──────── DATASET SECTION
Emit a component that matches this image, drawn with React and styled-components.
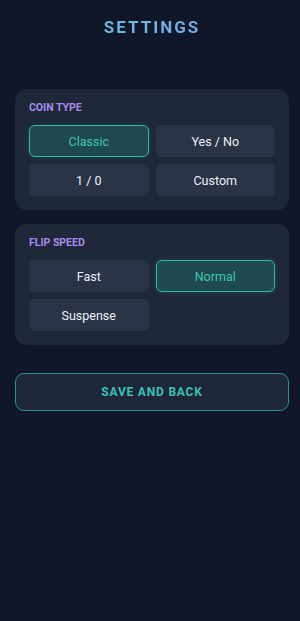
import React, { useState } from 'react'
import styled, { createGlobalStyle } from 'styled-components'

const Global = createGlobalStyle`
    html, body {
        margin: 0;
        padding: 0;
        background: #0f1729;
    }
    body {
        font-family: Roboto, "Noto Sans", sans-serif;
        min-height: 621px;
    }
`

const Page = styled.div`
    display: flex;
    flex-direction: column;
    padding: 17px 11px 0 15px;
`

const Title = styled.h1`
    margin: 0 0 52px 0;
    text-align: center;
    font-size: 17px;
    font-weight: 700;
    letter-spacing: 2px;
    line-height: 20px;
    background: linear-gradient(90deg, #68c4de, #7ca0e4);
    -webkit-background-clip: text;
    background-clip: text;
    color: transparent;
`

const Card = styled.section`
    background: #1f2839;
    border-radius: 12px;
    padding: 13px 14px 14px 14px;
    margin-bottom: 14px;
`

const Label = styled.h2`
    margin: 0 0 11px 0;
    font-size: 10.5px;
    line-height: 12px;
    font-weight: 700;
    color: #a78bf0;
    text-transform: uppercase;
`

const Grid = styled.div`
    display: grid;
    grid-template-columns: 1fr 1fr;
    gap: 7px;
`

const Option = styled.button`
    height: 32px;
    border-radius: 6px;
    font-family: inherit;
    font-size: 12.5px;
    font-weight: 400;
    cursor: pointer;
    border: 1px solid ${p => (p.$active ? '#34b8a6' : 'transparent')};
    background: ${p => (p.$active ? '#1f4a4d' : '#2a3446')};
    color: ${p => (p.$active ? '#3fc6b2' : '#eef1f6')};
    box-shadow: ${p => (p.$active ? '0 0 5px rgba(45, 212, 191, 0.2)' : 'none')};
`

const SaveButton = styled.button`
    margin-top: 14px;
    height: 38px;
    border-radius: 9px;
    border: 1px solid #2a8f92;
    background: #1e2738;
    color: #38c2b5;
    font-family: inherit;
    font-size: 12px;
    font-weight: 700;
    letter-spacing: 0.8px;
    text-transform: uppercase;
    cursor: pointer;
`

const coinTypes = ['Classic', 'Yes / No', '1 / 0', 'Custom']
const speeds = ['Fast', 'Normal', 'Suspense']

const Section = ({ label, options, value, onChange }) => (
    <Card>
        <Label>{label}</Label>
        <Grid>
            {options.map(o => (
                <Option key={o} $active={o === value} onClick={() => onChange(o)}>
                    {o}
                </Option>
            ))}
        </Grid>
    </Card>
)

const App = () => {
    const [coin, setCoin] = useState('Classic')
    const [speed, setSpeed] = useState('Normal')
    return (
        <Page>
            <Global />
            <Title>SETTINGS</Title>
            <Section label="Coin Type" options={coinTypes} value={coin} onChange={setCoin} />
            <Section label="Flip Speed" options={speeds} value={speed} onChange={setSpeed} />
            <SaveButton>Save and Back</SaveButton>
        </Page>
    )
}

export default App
────────────────
• _TASK DETAILS_: Copy every line above word for word and exclude the pictures.

• _FINISHED TASK_:
Emit a component that matches this image, drawn with React and styled-components.
import React, { useState } from 'react'
import styled, { createGlobalStyle } from 'styled-components'

const Global = createGlobalStyle`
    html, body {
        margin: 0;
        padding: 0;
        background: #0f1729;
    }
    body {
        font-family: Roboto, "Noto Sans", sans-serif;
        min-height: 621px;
    }
`

const Page = styled.div`
    display: flex;
    flex-direction: column;
    padding: 17px 11px 0 15px;
`

const Title = styled.h1`
    margin: 0 0 52px 0;
    text-align: center;
    font-size: 17px;
    font-weight: 700;
    letter-spacing: 2px;
    line-height: 20px;
    background: linear-gradient(90deg, #68c4de, #7ca0e4);
    -webkit-background-clip: text;
    background-clip: text;
    color: transparent;
`

const Card = styled.section`
    background: #1f2839;
    border-radius: 12px;
    padding: 13px 14px 14px 14px;
    margin-bottom: 14px;
`

const Label = styled.h2`
    margin: 0 0 11px 0;
    font-size: 10.5px;
    line-height: 12px;
    font-weight: 700;
    color: #a78bf0;
    text-transform: uppercase;
`

const Grid = styled.div`
    display: grid;
    grid-template-columns: 1fr 1fr;
    gap: 7px;
`

const Option = styled.button`
    height: 32px;
    border-radius: 6px;
    font-family: inherit;
    font-size: 12.5px;
    font-weight: 400;
    cursor: pointer;
    border: 1px solid ${p => (p.$active ? '#34b8a6' : 'transparent')};
    background: ${p => (p.$active ? '#1f4a4d' : '#2a3446')};
    color: ${p => (p.$active ? '#3fc6b2' : '#eef1f6')};
    box-shadow: ${p => (p.$active ? '0 0 5px rgba(45, 212, 191, 0.2)' : 'none')};
`

const SaveButton = styled.button`
    margin-top: 14px;
    height: 38px;
    border-radius: 9px;
    border: 1px solid #2a8f92;
    background: #1e2738;
    color: #38c2b5;
    font-family: inherit;
    font-size: 12px;
    font-weight: 700;
    letter-spacing: 0.8px;
    text-transform: uppercase;
    cursor: pointer;
`

const coinTypes = ['Classic', 'Yes / No', '1 / 0', 'Custom']
const speeds = ['Fast', 'Normal', 'Suspense']

const Section = ({ label, options, value, onChange }) => (
    <Card>
        <Label>{label}</Label>
        <Grid>
            {options.map(o => (
                <Option key={o} $active={o === value} onClick={() => onChange(o)}>
                    {o}
                </Option>
            ))}
        </Grid>
    </Card>
)

const App = () => {
    const [coin, setCoin] = useState('Classic')
    const [speed, setSpeed] = useState('Normal')
    return (
        <Page>
            <Global />
            <Title>SETTINGS</Title>
            <Section label="Coin Type" options={coinTypes} value={coin} onChange={setCoin} />
            <Section label="Flip Speed" options={speeds} value={speed} onChange={setSpeed} />
            <SaveButton>Save and Back</SaveButton>
        </Page>
    )
}

export default App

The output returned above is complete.